The corollary is that if you have a polynomial that is a poor approximation of the function of interest then there is not enough information in the data to accurately estimate the high order polynomial.

Sunday, June 8, 2014

RCTs are Like Looking for Money Under the Street Light

Mutt and Jeff (June 3 1942)
Rubin (1974) argues that we should prefer randomized control trials (RCT) to observational data because the "casual effect" of the treatment is measured from the RCT data under mild assumptions. 

Rubin defines the "causal effect" of a new treatment as the difference between the outcome of the patient when she is given the new treatment and the outcome of the patient if she had received the current standard of care.  Rubin acknowledges that the difference is not observed and is in fact unobservable.  A patient can only ever receive one treatment and so it is not possible to observe the outcome in two alternative treatments.

Like the man in the top hat, Rubin suggests looking for the information in the light.  In Rubin's case the "light" is provided by the RCT which measures the average treatment effect under mild assumptions.  Rubin argues that average treatment effect is a measure of the difference in outcomes for the "typical" patient.  If we take "typical" to mean that it is true for some reasonable sized group of patients, then there is no reason to believe that the "typical treatment effect" will even have the same sign as the average treatment effect.  The average treatment effect averages over the difference in outcomes for each of the patients.  If some patients benefit from the treatment and some patients are harmed by the treatment then the average treatment effect may be positive or negative depending on the relative sizes of the two patient groups and the relative sizes of the benefits or harms.

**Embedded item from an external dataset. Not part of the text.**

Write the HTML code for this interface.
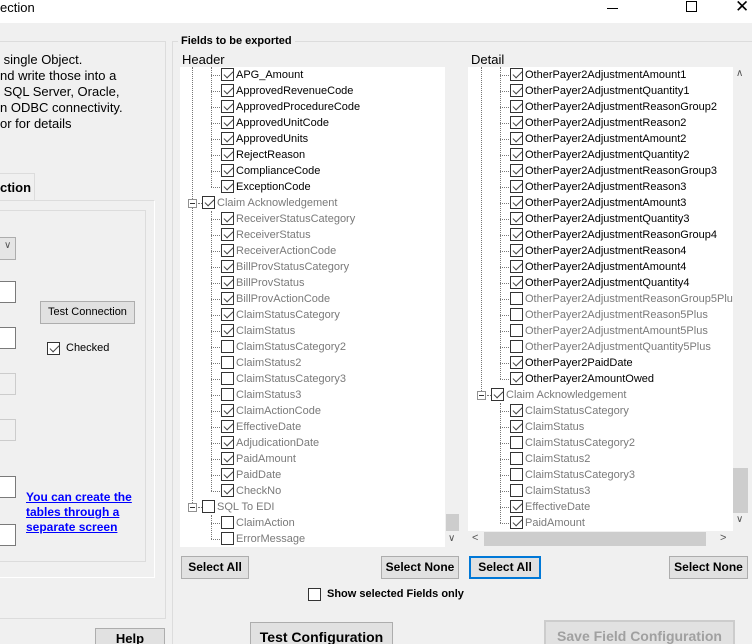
<!DOCTYPE html>
<html><head><meta charset="utf-8"><style>
*{box-sizing:border-box;margin:0;padding:0}
html,body{width:752px;height:644px;overflow:hidden}
body{background:#f0f0f0;font-family:"Liberation Sans",sans-serif;font-size:12px;color:#000;position:relative}
.a{position:absolute}
.title{left:0;top:0;width:752px;height:23px;background:#fff}
.t{position:absolute;font-size:12px;white-space:nowrap}
.cb{position:absolute;width:13px;height:13px;border:1px solid #333;background:#fff}
.cb.k::after{content:"";position:absolute;left:2px;top:2px;width:8px;height:4px;border-left:1.5px solid #444;border-bottom:1.5px solid #444;transform:rotate(-45deg);transform-origin:center}
.list{position:absolute;background:#fff;overflow:hidden}
.row{position:absolute;height:16px;white-space:nowrap;font-size:11px;line-height:16px}
.g{color:#7a7a7a}
.dl{position:absolute;border-left:1px dotted #777;width:0}
.dh{position:absolute;border-top:1px dotted #777;height:0}
.exp{position:absolute;width:9px;height:9px;border:1px solid #919191;background:#fff}
.exp::after{content:"";position:absolute;left:1px;top:3px;width:5px;height:1px;background:#333}
.btn{position:absolute;background:#e1e1e1;border:1px solid #adadad;font-weight:bold;font-size:12px;text-align:center}
.inp{position:absolute;background:#fff;border:1px solid #7a7a7a}
</style></head><body>
<div class="a title"></div>
<div class="t" style="left:0;top:0px;font-size:13px">ection</div>
<div class="a" style="left:607px;top:8px;width:11px;height:1px;background:#000"></div>
<div class="a" style="left:686px;top:1px;width:11px;height:11px;border:1px solid #000"></div>
<div class="t" style="left:735px;top:-3px;font-size:17px">✕</div>

<!-- left group -->
<div class="a" style="left:-2px;top:41px;width:168px;height:578px;border:1px solid #dcdcdc"></div>
<div class="t" style="left:0;top:52px;font-size:13px;line-height:16px">&nbsp;single Object.<br>nd write those into a<br>&nbsp;SQL Server, Oracle,<br>n ODBC connectivity.<br>or for details</div>
<div class="a" style="left:-2px;top:173px;width:37px;height:28px;background:#f0f0f0;border:1px solid #dcdcdc;border-bottom:none"></div>
<div class="t" style="left:0;top:180px;font-weight:bold;font-size:13px">ction</div>
<div class="a" style="left:-2px;top:200px;width:157px;height:378px;border:1px solid #dcdcdc;border-right-color:#fff;border-bottom-color:#fff"></div>
<div class="a" style="left:-2px;top:210px;width:148px;height:352px;border:1px solid #dcdcdc"></div>
<div class="a" style="left:-2px;top:237px;width:18px;height:23px;background:#e5e5e5;border:1px solid #adadad"></div>
<div class="t" style="left:4px;top:240px;color:#555;font-size:10px">∨</div>
<div class="inp" style="left:-2px;top:281px;width:18px;height:22px"></div>
<div class="inp" style="left:-2px;top:327px;width:18px;height:22px"></div>
<div class="inp" style="left:-2px;top:373px;width:18px;height:22px;border-color:#ccc;background:#f0f0f0"></div>
<div class="inp" style="left:-2px;top:419px;width:18px;height:22px;border-color:#ccc;background:#f0f0f0"></div>
<div class="inp" style="left:-2px;top:476px;width:18px;height:22px"></div>
<div class="inp" style="left:-2px;top:524px;width:18px;height:22px"></div>
<div class="btn" style="left:40px;top:301px;width:95px;height:23px;font-weight:normal;font-size:11px;line-height:21px">Test Connection</div>
<div class="cb k" style="left:47px;top:342px"></div>
<div class="t" style="left:66px;top:342px;font-size:11px">Checked</div>
<div class="t" style="left:26px;top:490px;color:#00f;text-decoration:underline;font-weight:bold;line-height:15px">You can create the<br>tables through a<br>separate screen</div>
<div class="btn" style="left:95px;top:628px;width:70px;height:24px;font-size:13px;line-height:20px">Help</div>

<!-- right group -->
<div class="a" style="left:172px;top:41px;width:600px;height:620px;border-left:1px solid #dcdcdc;border-top:1px solid #dcdcdc"></div>
<div class="t" style="left:178px;top:35px;font-weight:bold;font-size:11px;background:#f0f0f0;padding:0 3px">Fields to be exported</div>
<div class="t" style="left:182px;top:52px;font-size:13px">Header</div>
<div class="t" style="left:471px;top:52px;font-size:13px">Detail</div>

<div class="list" style="left:180px;top:67px;width:265px;height:480px">
<div class="dl" style="left:12px;top:0;height:444px"></div>
<div class="dl" style="left:31px;top:0;height:120px"></div>
<div class="dl" style="left:31px;top:144px;height:280px"></div>
<div class="dl" style="left:31px;top:448px;height:24px"></div>
<div id="H"></div>
</div>
<div class="a" style="left:445px;top:67px;width:15px;height:480px;background:#f0f0f0"></div>
<div class="a" style="left:446px;top:514px;width:13px;height:17px;background:#cdcdcd"></div>
<div class="t" style="left:448px;top:533px;color:#555;font-size:10px">∨</div>

<div class="list" style="left:468px;top:67px;width:265px;height:464px">
<div class="dl" style="left:13px;top:0;height:328px"></div>
<div class="dl" style="left:32px;top:0;height:312px"></div>
<div class="dl" style="left:32px;top:336px;height:120px"></div>
<div id="D"></div>
</div>
<div class="a" style="left:733px;top:67px;width:15px;height:464px;background:#f0f0f0"></div>
<div class="a" style="left:733px;top:468px;width:15px;height:45px;background:#cdcdcd"></div>
<div class="t" style="left:736px;top:68px;color:#555;font-size:10px">∧</div>
<div class="t" style="left:736px;top:514px;color:#555;font-size:10px">∨</div>
<div class="a" style="left:468px;top:531px;width:265px;height:16px;background:#f0f0f0"></div>
<div class="a" style="left:484px;top:532px;width:222px;height:14px;background:#cdcdcd"></div>
<div class="t" style="left:472px;top:532px;color:#555;font-size:11px">&lt;</div>
<div class="t" style="left:720px;top:532px;color:#555;font-size:11px">&gt;</div>

<div class="btn" style="left:181px;top:556px;width:68px;height:23px;line-height:21px">Select All</div>
<div class="btn" style="left:381px;top:556px;width:78px;height:23px;line-height:21px">Select None</div>
<div class="btn" style="left:469px;top:556px;width:72px;height:23px;line-height:19px;border:2px solid #0078d7">Select All</div>
<div class="btn" style="left:669px;top:556px;width:79px;height:23px;line-height:21px">Select None</div>
<div class="cb" style="left:308px;top:588px"></div>
<div class="t" style="left:327px;top:588px;font-weight:bold;font-size:11px">Show selected Fields only</div>
<div class="btn" style="left:250px;top:622px;width:143px;height:30px;font-size:14px;line-height:28px">Test Configuration</div>
<div class="btn" style="left:544px;top:620px;width:191px;height:30px;font-size:14px;line-height:28px;color:#a0a0a0;border:2px solid #ccc">Save Field Configuration</div>

<script>
function build(id,items,base){
 var h='';
 items.forEach(function(it,i){
  var y=i*16,lvl=it[0],txt=it[1],chk=it[2],gr=it[3];
  if(lvl==1){
   h+='<div class="exp" style="left:'+(base-4)+'px;top:'+(y+4)+'px"></div>';
   h+='<div class="dh" style="left:'+(base+6)+'px;top:'+(y+8)+'px;width:4px"></div>';
   h+='<div class="cb'+(chk?' k':'')+'" style="left:'+(base+10)+'px;top:'+(y+1)+'px"></div>';
   h+='<div class="row'+(gr?' g':'')+'" style="left:'+(base+25)+'px;top:'+y+'px">'+txt+'</div>';
  }else{
   h+='<div class="dh" style="left:'+(base+19)+'px;top:'+(y+8)+'px;width:9px"></div>';
   h+='<div class="cb'+(chk?' k':'')+'" style="left:'+(base+29)+'px;top:'+(y+1)+'px"></div>';
   h+='<div class="row'+(gr?' g':'')+'" style="left:'+(base+44)+'px;top:'+y+'px">'+txt+'</div>';
  }
 });
 document.getElementById(id).innerHTML=h;
}
var H=[[2,'APG_Amount',1,0],[2,'ApprovedRevenueCode',1,0],[2,'ApprovedProcedureCode',1,0],[2,'ApprovedUnitCode',1,0],[2,'ApprovedUnits',1,0],[2,'RejectReason',1,0],[2,'ComplianceCode',1,0],[2,'ExceptionCode',1,0],
[1,'Claim Acknowledgement',1,1],[2,'ReceiverStatusCategory',1,1],[2,'ReceiverStatus',1,1],[2,'ReceiverActionCode',1,1],[2,'BillProvStatusCategory',1,1],[2,'BillProvStatus',1,1],[2,'BillProvActionCode',1,1],[2,'ClaimStatusCategory',1,1],[2,'ClaimStatus',1,1],[2,'ClaimStatusCategory2',0,1],[2,'ClaimStatus2',0,1],[2,'ClaimStatusCategory3',0,1],[2,'ClaimStatus3',0,1],[2,'ClaimActionCode',1,1],[2,'EffectiveDate',1,1],[2,'AdjudicationDate',1,1],[2,'PaidAmount',1,1],[2,'PaidDate',1,1],[2,'CheckNo',1,1],
[1,'SQL To EDI',0,1],[2,'ClaimAction',0,1],[2,'ErrorMessage',0,1]];
var p='OtherPayer2';
var D=[[2,p+'AdjustmentAmount1',1,0],[2,p+'AdjustmentQuantity1',1,0],[2,p+'AdjustmentReasonGroup2',1,0],[2,p+'AdjustmentReason2',1,0],[2,p+'AdjustmentAmount2',1,0],[2,p+'AdjustmentQuantity2',1,0],[2,p+'AdjustmentReasonGroup3',1,0],[2,p+'AdjustmentReason3',1,0],[2,p+'AdjustmentAmount3',1,0],[2,p+'AdjustmentQuantity3',1,0],[2,p+'AdjustmentReasonGroup4',1,0],[2,p+'AdjustmentReason4',1,0],[2,p+'AdjustmentAmount4',1,0],[2,p+'AdjustmentQuantity4',1,0],[2,p+'AdjustmentReasonGroup5Plus',0,1],[2,p+'AdjustmentReason5Plus',0,1],[2,p+'AdjustmentAmount5Plus',0,1],[2,p+'AdjustmentQuantity5Plus',0,1],[2,p+'PaidDate',1,0],[2,p+'AmountOwed',1,0],
[1,'Claim Acknowledgement',1,1],[2,'ClaimStatusCategory',1,1],[2,'ClaimStatus',1,1],[2,'ClaimStatusCategory2',0,1],[2,'ClaimStatus2',0,1],[2,'ClaimStatusCategory3',0,1],[2,'ClaimStatus3',0,1],[2,'EffectiveDate',1,1],[2,'PaidAmount',1,1]];
build('H',H,12);build('D',D,13);
</script>
</body></html>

If the average treatment effect is positive then we know for certain that there exists one patient for whom the new treatment was better than the existing treatment.  That is it.  That is all we know for certain.  It may be that all patients are better off with new treatment or it may be that (almost) all patients are worse off with the new treatment.  The average treatment effect is observed by the light of the RCT but it tells us very little about what we are looking for.